» What you will do
Each line below must be set down exactly; omit any image you find.

» Information supplied
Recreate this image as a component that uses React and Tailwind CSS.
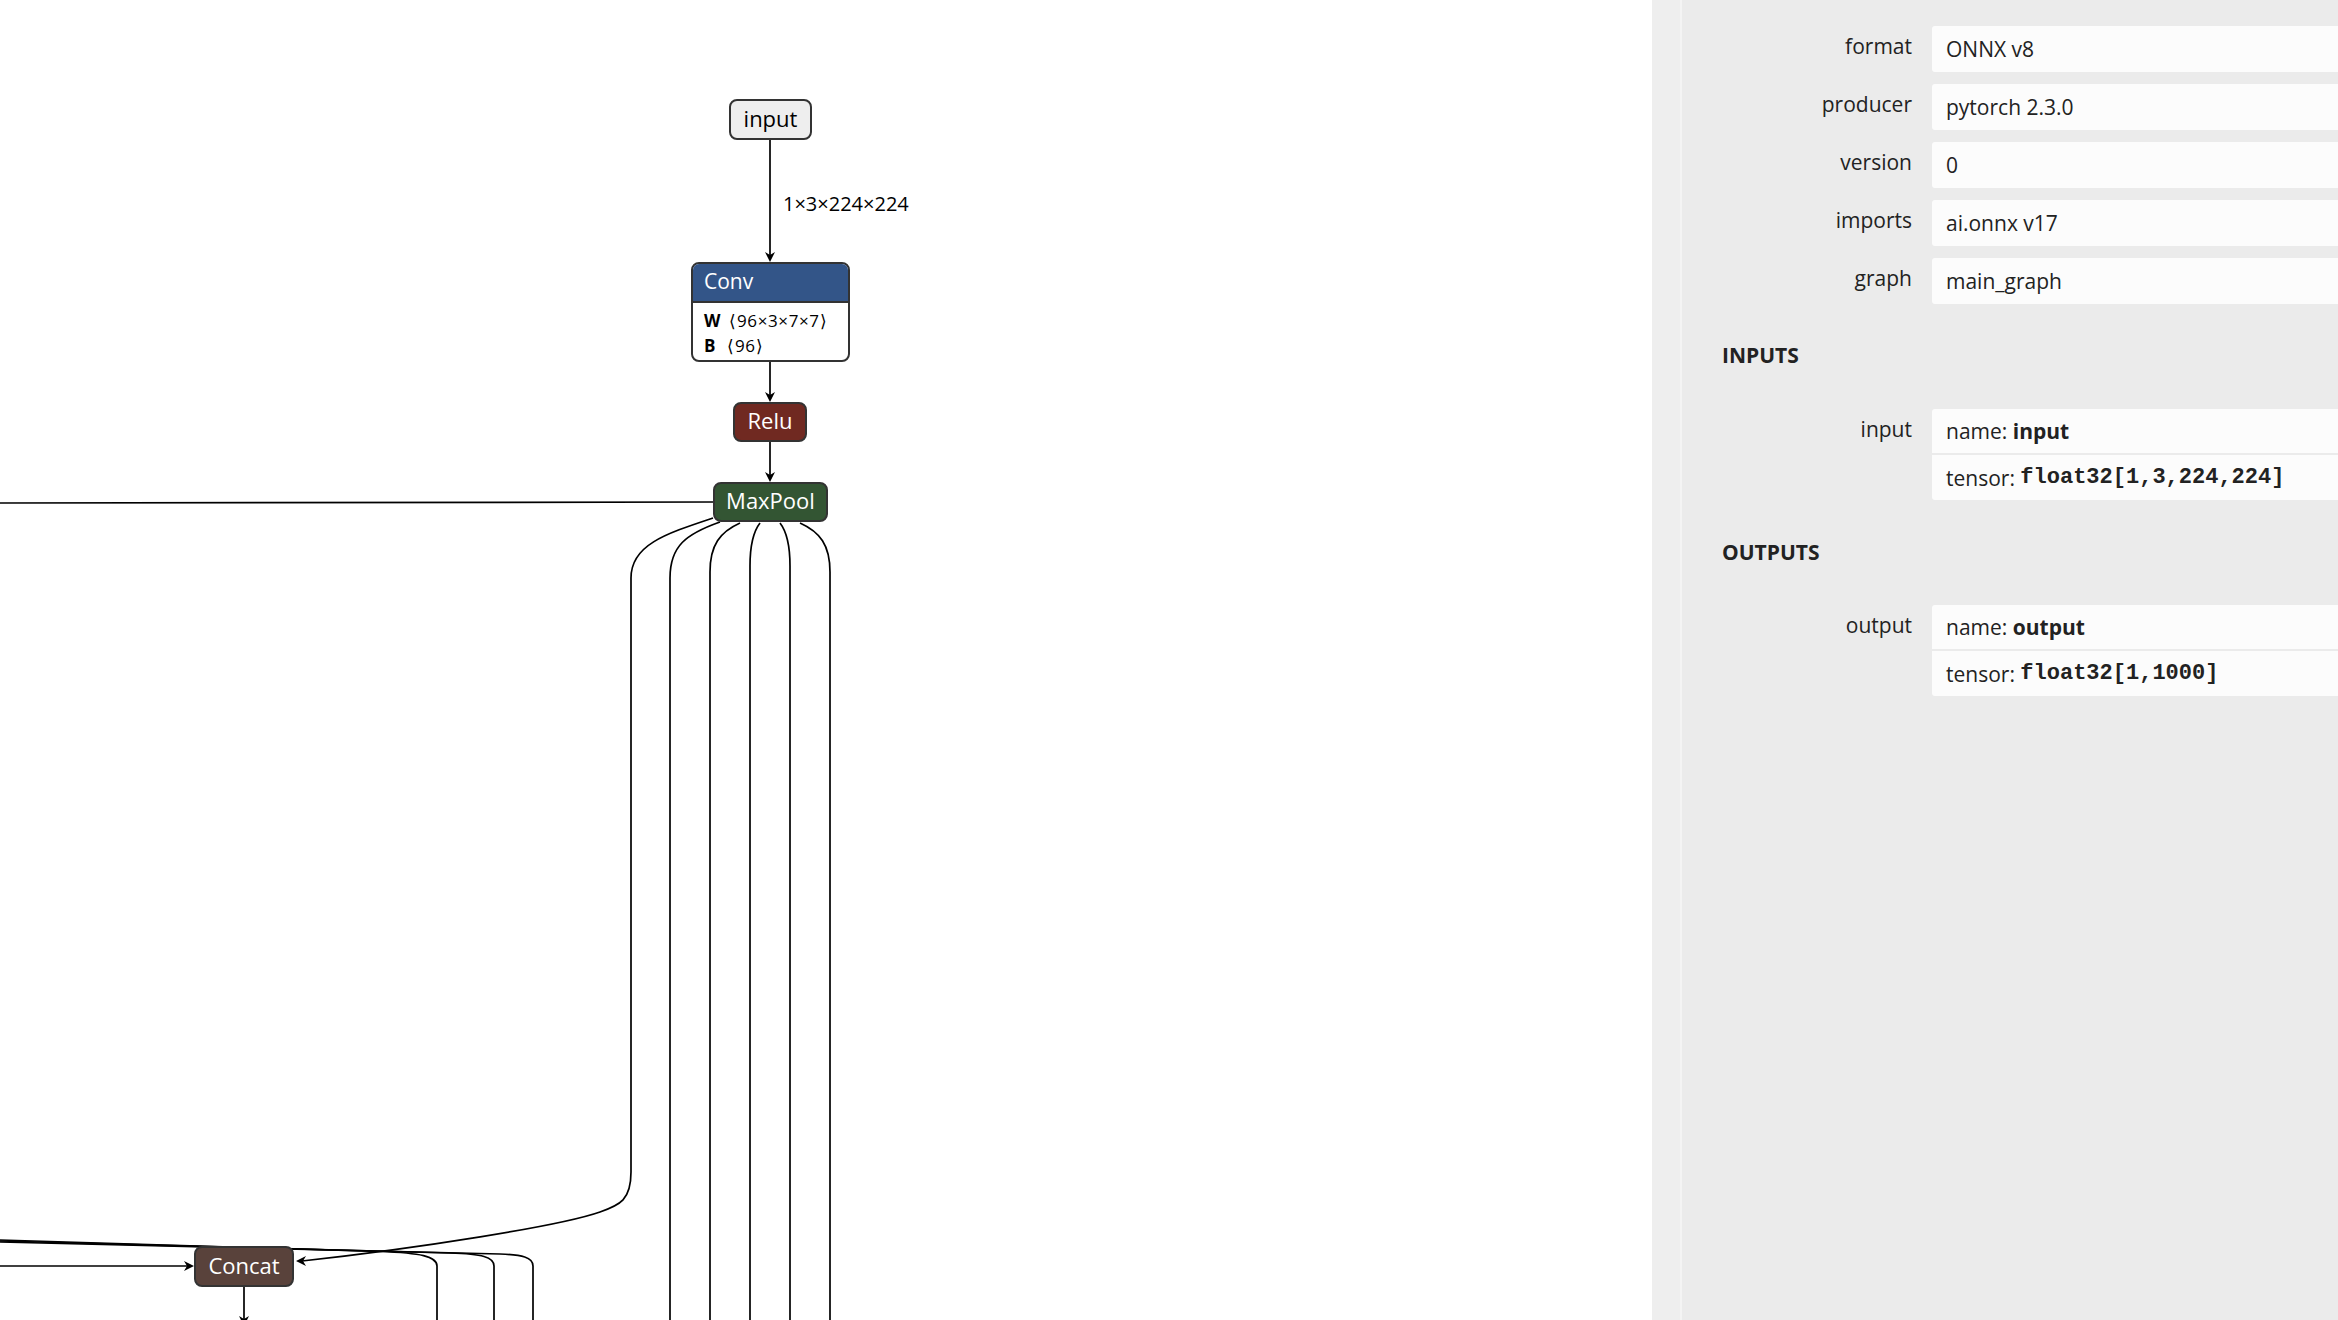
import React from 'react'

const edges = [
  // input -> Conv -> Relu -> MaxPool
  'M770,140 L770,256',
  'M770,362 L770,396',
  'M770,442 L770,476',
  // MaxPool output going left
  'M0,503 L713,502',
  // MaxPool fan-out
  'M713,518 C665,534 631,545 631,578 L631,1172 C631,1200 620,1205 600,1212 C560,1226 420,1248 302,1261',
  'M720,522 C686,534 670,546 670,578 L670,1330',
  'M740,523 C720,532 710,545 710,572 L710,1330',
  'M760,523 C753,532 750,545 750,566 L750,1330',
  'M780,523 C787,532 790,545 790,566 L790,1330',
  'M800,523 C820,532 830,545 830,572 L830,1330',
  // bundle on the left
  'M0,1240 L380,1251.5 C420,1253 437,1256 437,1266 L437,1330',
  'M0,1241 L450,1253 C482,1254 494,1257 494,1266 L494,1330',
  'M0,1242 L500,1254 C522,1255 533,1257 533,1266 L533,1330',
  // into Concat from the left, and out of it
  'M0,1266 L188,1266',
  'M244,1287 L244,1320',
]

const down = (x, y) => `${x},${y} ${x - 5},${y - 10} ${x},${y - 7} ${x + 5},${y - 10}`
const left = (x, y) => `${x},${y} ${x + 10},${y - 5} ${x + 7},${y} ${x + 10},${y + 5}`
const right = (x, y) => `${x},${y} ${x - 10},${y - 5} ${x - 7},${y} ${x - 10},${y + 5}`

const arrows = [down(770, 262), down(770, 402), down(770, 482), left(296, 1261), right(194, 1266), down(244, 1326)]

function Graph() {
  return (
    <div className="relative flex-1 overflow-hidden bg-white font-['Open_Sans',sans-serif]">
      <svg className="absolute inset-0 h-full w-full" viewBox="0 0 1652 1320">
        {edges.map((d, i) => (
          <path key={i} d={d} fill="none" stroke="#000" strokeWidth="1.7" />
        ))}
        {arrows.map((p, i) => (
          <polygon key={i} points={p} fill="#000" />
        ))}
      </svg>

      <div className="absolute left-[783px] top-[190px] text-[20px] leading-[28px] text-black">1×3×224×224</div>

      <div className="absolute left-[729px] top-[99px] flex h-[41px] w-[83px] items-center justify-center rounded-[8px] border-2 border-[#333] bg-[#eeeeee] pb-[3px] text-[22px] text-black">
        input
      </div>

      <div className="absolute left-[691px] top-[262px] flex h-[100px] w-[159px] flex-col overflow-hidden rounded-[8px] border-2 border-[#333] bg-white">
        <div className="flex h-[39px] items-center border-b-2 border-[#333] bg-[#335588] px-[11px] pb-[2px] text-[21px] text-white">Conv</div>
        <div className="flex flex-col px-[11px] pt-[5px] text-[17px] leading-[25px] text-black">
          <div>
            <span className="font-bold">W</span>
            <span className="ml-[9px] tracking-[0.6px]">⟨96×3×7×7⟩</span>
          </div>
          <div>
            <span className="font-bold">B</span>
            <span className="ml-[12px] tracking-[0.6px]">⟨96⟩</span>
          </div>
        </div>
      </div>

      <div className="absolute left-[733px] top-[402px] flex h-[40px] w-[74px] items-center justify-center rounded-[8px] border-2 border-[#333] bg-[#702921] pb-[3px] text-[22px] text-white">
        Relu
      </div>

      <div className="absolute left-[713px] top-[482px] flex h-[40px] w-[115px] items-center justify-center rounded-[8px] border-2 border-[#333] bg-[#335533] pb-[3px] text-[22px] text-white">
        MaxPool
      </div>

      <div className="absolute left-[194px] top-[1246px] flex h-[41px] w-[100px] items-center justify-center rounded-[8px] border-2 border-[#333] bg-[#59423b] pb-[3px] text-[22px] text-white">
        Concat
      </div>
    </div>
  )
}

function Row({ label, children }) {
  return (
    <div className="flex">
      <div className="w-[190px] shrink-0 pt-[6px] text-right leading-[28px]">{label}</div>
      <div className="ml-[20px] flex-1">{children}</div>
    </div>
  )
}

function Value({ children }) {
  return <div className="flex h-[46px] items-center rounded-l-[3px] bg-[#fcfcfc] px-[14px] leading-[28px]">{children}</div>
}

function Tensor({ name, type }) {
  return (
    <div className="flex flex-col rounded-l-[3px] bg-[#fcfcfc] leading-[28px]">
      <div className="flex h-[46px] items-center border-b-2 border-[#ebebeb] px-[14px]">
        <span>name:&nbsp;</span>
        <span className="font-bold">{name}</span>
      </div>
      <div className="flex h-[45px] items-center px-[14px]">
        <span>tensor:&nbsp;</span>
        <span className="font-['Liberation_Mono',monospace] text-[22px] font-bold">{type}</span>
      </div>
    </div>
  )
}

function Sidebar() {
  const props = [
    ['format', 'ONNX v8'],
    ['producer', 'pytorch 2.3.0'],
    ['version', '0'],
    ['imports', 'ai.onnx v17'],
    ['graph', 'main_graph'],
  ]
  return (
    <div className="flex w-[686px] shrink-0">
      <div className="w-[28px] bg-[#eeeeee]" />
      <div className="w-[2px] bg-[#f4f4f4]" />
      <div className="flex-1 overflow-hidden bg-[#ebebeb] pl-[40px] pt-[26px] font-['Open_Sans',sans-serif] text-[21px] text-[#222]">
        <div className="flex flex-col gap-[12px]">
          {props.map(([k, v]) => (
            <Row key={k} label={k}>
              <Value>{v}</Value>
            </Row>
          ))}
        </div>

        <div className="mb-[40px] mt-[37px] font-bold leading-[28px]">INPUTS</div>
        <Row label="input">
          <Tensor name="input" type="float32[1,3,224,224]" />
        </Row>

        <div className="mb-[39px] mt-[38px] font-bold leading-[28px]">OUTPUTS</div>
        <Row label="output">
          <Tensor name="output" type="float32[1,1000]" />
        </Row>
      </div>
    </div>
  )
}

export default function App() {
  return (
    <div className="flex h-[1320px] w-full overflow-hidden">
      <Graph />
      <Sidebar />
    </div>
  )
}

» Response to the exercise
Recreate this image as a component that uses React and Tailwind CSS.
import React from 'react'

const edges = [
  // input -> Conv -> Relu -> MaxPool
  'M770,140 L770,256',
  'M770,362 L770,396',
  'M770,442 L770,476',
  // MaxPool output going left
  'M0,503 L713,502',
  // MaxPool fan-out
  'M713,518 C665,534 631,545 631,578 L631,1172 C631,1200 620,1205 600,1212 C560,1226 420,1248 302,1261',
  'M720,522 C686,534 670,546 670,578 L670,1330',
  'M740,523 C720,532 710,545 710,572 L710,1330',
  'M760,523 C753,532 750,545 750,566 L750,1330',
  'M780,523 C787,532 790,545 790,566 L790,1330',
  'M800,523 C820,532 830,545 830,572 L830,1330',
  // bundle on the left
  'M0,1240 L380,1251.5 C420,1253 437,1256 437,1266 L437,1330',
  'M0,1241 L450,1253 C482,1254 494,1257 494,1266 L494,1330',
  'M0,1242 L500,1254 C522,1255 533,1257 533,1266 L533,1330',
  // into Concat from the left, and out of it
  'M0,1266 L188,1266',
  'M244,1287 L244,1320',
]

const down = (x, y) => `${x},${y} ${x - 5},${y - 10} ${x},${y - 7} ${x + 5},${y - 10}`
const left = (x, y) => `${x},${y} ${x + 10},${y - 5} ${x + 7},${y} ${x + 10},${y + 5}`
const right = (x, y) => `${x},${y} ${x - 10},${y - 5} ${x - 7},${y} ${x - 10},${y + 5}`

const arrows = [down(770, 262), down(770, 402), down(770, 482), left(296, 1261), right(194, 1266), down(244, 1326)]

function Graph() {
  return (
    <div className="relative flex-1 overflow-hidden bg-white font-['Open_Sans',sans-serif]">
      <svg className="absolute inset-0 h-full w-full" viewBox="0 0 1652 1320">
        {edges.map((d, i) => (
          <path key={i} d={d} fill="none" stroke="#000" strokeWidth="1.7" />
        ))}
        {arrows.map((p, i) => (
          <polygon key={i} points={p} fill="#000" />
        ))}
      </svg>

      <div className="absolute left-[783px] top-[190px] text-[20px] leading-[28px] text-black">1×3×224×224</div>

      <div className="absolute left-[729px] top-[99px] flex h-[41px] w-[83px] items-center justify-center rounded-[8px] border-2 border-[#333] bg-[#eeeeee] pb-[3px] text-[22px] text-black">
        input
      </div>

      <div className="absolute left-[691px] top-[262px] flex h-[100px] w-[159px] flex-col overflow-hidden rounded-[8px] border-2 border-[#333] bg-white">
        <div className="flex h-[39px] items-center border-b-2 border-[#333] bg-[#335588] px-[11px] pb-[2px] text-[21px] text-white">Conv</div>
        <div className="flex flex-col px-[11px] pt-[5px] text-[17px] leading-[25px] text-black">
          <div>
            <span className="font-bold">W</span>
            <span className="ml-[9px] tracking-[0.6px]">⟨96×3×7×7⟩</span>
          </div>
          <div>
            <span className="font-bold">B</span>
            <span className="ml-[12px] tracking-[0.6px]">⟨96⟩</span>
          </div>
        </div>
      </div>

      <div className="absolute left-[733px] top-[402px] flex h-[40px] w-[74px] items-center justify-center rounded-[8px] border-2 border-[#333] bg-[#702921] pb-[3px] text-[22px] text-white">
        Relu
      </div>

      <div className="absolute left-[713px] top-[482px] flex h-[40px] w-[115px] items-center justify-center rounded-[8px] border-2 border-[#333] bg-[#335533] pb-[3px] text-[22px] text-white">
        MaxPool
      </div>

      <div className="absolute left-[194px] top-[1246px] flex h-[41px] w-[100px] items-center justify-center rounded-[8px] border-2 border-[#333] bg-[#59423b] pb-[3px] text-[22px] text-white">
        Concat
      </div>
    </div>
  )
}

function Row({ label, children }) {
  return (
    <div className="flex">
      <div className="w-[190px] shrink-0 pt-[6px] text-right leading-[28px]">{label}</div>
      <div className="ml-[20px] flex-1">{children}</div>
    </div>
  )
}

function Value({ children }) {
  return <div className="flex h-[46px] items-center rounded-l-[3px] bg-[#fcfcfc] px-[14px] leading-[28px]">{children}</div>
}

function Tensor({ name, type }) {
  return (
    <div className="flex flex-col rounded-l-[3px] bg-[#fcfcfc] leading-[28px]">
      <div className="flex h-[46px] items-center border-b-2 border-[#ebebeb] px-[14px]">
        <span>name:&nbsp;</span>
        <span className="font-bold">{name}</span>
      </div>
      <div className="flex h-[45px] items-center px-[14px]">
        <span>tensor:&nbsp;</span>
        <span className="font-['Liberation_Mono',monospace] text-[22px] font-bold">{type}</span>
      </div>
    </div>
  )
}

function Sidebar() {
  const props = [
    ['format', 'ONNX v8'],
    ['producer', 'pytorch 2.3.0'],
    ['version', '0'],
    ['imports', 'ai.onnx v17'],
    ['graph', 'main_graph'],
  ]
  return (
    <div className="flex w-[686px] shrink-0">
      <div className="w-[28px] bg-[#eeeeee]" />
      <div className="w-[2px] bg-[#f4f4f4]" />
      <div className="flex-1 overflow-hidden bg-[#ebebeb] pl-[40px] pt-[26px] font-['Open_Sans',sans-serif] text-[21px] text-[#222]">
        <div className="flex flex-col gap-[12px]">
          {props.map(([k, v]) => (
            <Row key={k} label={k}>
              <Value>{v}</Value>
            </Row>
          ))}
        </div>

        <div className="mb-[40px] mt-[37px] font-bold leading-[28px]">INPUTS</div>
        <Row label="input">
          <Tensor name="input" type="float32[1,3,224,224]" />
        </Row>

        <div className="mb-[39px] mt-[38px] font-bold leading-[28px]">OUTPUTS</div>
        <Row label="output">
          <Tensor name="output" type="float32[1,1000]" />
        </Row>
      </div>
    </div>
  )
}

export default function App() {
  return (
    <div className="flex h-[1320px] w-full overflow-hidden">
      <Graph />
      <Sidebar />
    </div>
  )
}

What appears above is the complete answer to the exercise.